MIDDLE TOWNSHIP — Driver’s education students at Middle Township High School start and end each class with a question.
For instance, how far do you stop from a school bus? Answer: 25 feet.
The questions remind the students about the rules of the road and prepare them for the state examination that will earn them driver’s licenses.
“We sometimes talk about real-world situations involving teens and what can happen. The biggest thing I try to stress is driving is easy, and that’s what makes it difficult,” said Matt Wolf, a health and physical education teacher at Middle Township High School.
Wolf guides his students through the state’s driver’s manual with his own dose of common sense to turn the students into good drivers.
Some are still 15 and working toward a special learner’s permit when they reach 16. At 17, they can then earn probationary licenses.

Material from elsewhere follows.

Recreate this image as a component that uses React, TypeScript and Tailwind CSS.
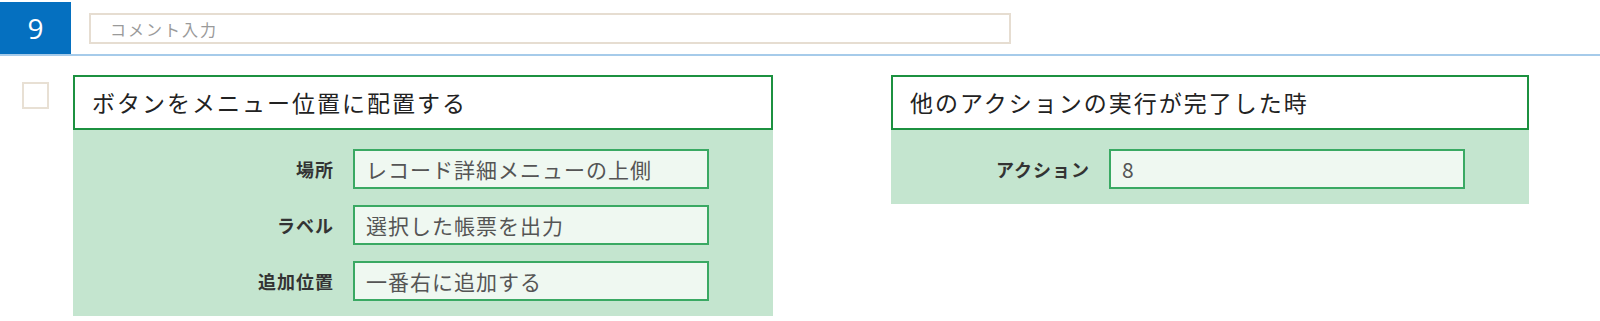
import React from 'react';

interface Field {
  label: string;
  value: string;
}

interface CardProps {
  title: string;
  fields: Field[];
  width: string;
}

const Card: React.FC<CardProps> = ({ title, fields, width }) => {
  return (
    <div className={`${width} flex flex-col`}>
      {/* Title box */}
      <div className="h-[55px] border-2 border-[#1c9140] bg-white flex items-center pl-[17px]">
        <span className="text-[23px] leading-none tracking-[2px] text-[#222]">{title}</span>
      </div>

      {/* Body */}
      <div className="bg-[#c4e5cf] pt-[19px] pb-[15px] pr-[64px] flex flex-col gap-[16px]">
        {fields.map((f) => (
          <div key={f.label} className="flex items-center">
            <div className="flex-1 text-right pr-[19px] text-[18px] leading-none font-bold tracking-[1px] text-[#333]">
              {f.label}
            </div>
            <div className="w-[356px] h-[40px] border-2 border-[#3aa963] bg-[#eff8f1] flex items-center pl-[11px]">
              <span className="text-[21px] leading-none tracking-[1px] text-[#555]">{f.value}</span>
            </div>
          </div>
        ))}
      </div>
    </div>
  );
};

export default function App() {
  return (
    <div className="w-[1600px] h-[321px] bg-white pt-[2px] font-['Noto_Sans_CJK_JP','Noto_Sans',sans-serif]">
      {/* Header row */}
      <div className="flex items-start h-[54px] border-b-2 border-[#a6cbea]">
        <div className="w-[71px] h-full bg-[#0570c0] flex items-center justify-center">
          <span className="font-['Open_Sans',sans-serif] text-[28px] leading-none text-white">9</span>
        </div>
        <div className="ml-[18px] mt-[11px] w-[922px] h-[31px] border-2 border-[#e6ddd1] flex items-center pl-[19px]">
          <span className="text-[16px] leading-none tracking-[2px] text-[#9a9a9a]">コメント入力</span>
        </div>
      </div>

      {/* Content row */}
      <div className="flex items-start pt-[19px]">
        <div className="ml-[22px] mt-[7px] w-[27px] h-[27px] border-2 border-[#e8e0d4] bg-white" />
        <div className="ml-[24px]">
          <Card
            title="ボタンをメニュー位置に配置する"
            width="w-[700px]"
            fields={[
              { label: '場所', value: 'レコード詳細メニューの上側' },
              { label: 'ラベル', value: '選択した帳票を出力' },
              { label: '追加位置', value: '一番右に追加する' },
            ]}
          />
        </div>
        <div className="ml-[118px]">
          <Card
            title="他のアクションの実行が完了した時"
            width="w-[638px]"
            fields={[{ label: 'アクション', value: '8' }]}
          />
        </div>
      </div>
    </div>
  );
}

The discussions range from drinking and driving to distracted driving, “the biggest issues facing teen drivers,” Wolf said. Many of the students will go on to take a driver’s course with behind-the-wheel instruction, but while in class Wolf uses demonstrations to get the point across.
He’ll have students walk while texting to see how they react or have students walk behind each other 2 seconds apart to learn about safe driving distances.
“They see that maybe they can’t do two things at the same time,” Wolf said.
The class spends time going over the driver’s manual as Wolf prepares them for the test, hoping to develop safe driving habits along the way.
“Most accidents are avoidable, and they are motorist error,” Wolf tells them.
They talk about highway hypnosis and losing focus on the road as well as speed limits, intersections and the dangers of hydroplaning.
“Make sure you are aware of what’s going on around you,” Wolf reminds them.
Many of the students said the class was a good guide on what they will need when they get out of the classroom.
“I ask my mom questions sometimes and this class cleared up a lot of stuff,” said 15-year-old Elvin Davila, of Cape May Court House.
Davila has practiced in the driveway of his home and said he expects to be a careful driver “because I don’t trust the other people out there.”
Jim Versage, also 15, of Ocean View, said he was looking forward to driving so he can go wherever he wishes, admitting he’ll “probably be a fast driver.”
Tonya Greene, 15, of Whitesboro, said she’s a little nervous, but expects the class will help.
“Sometimes I get nervous, but I feel it’s going to get easier,” she said.
And the questions at the end should help.
At what speed can a vehicle start to hydroplane? The answer? 35 mph.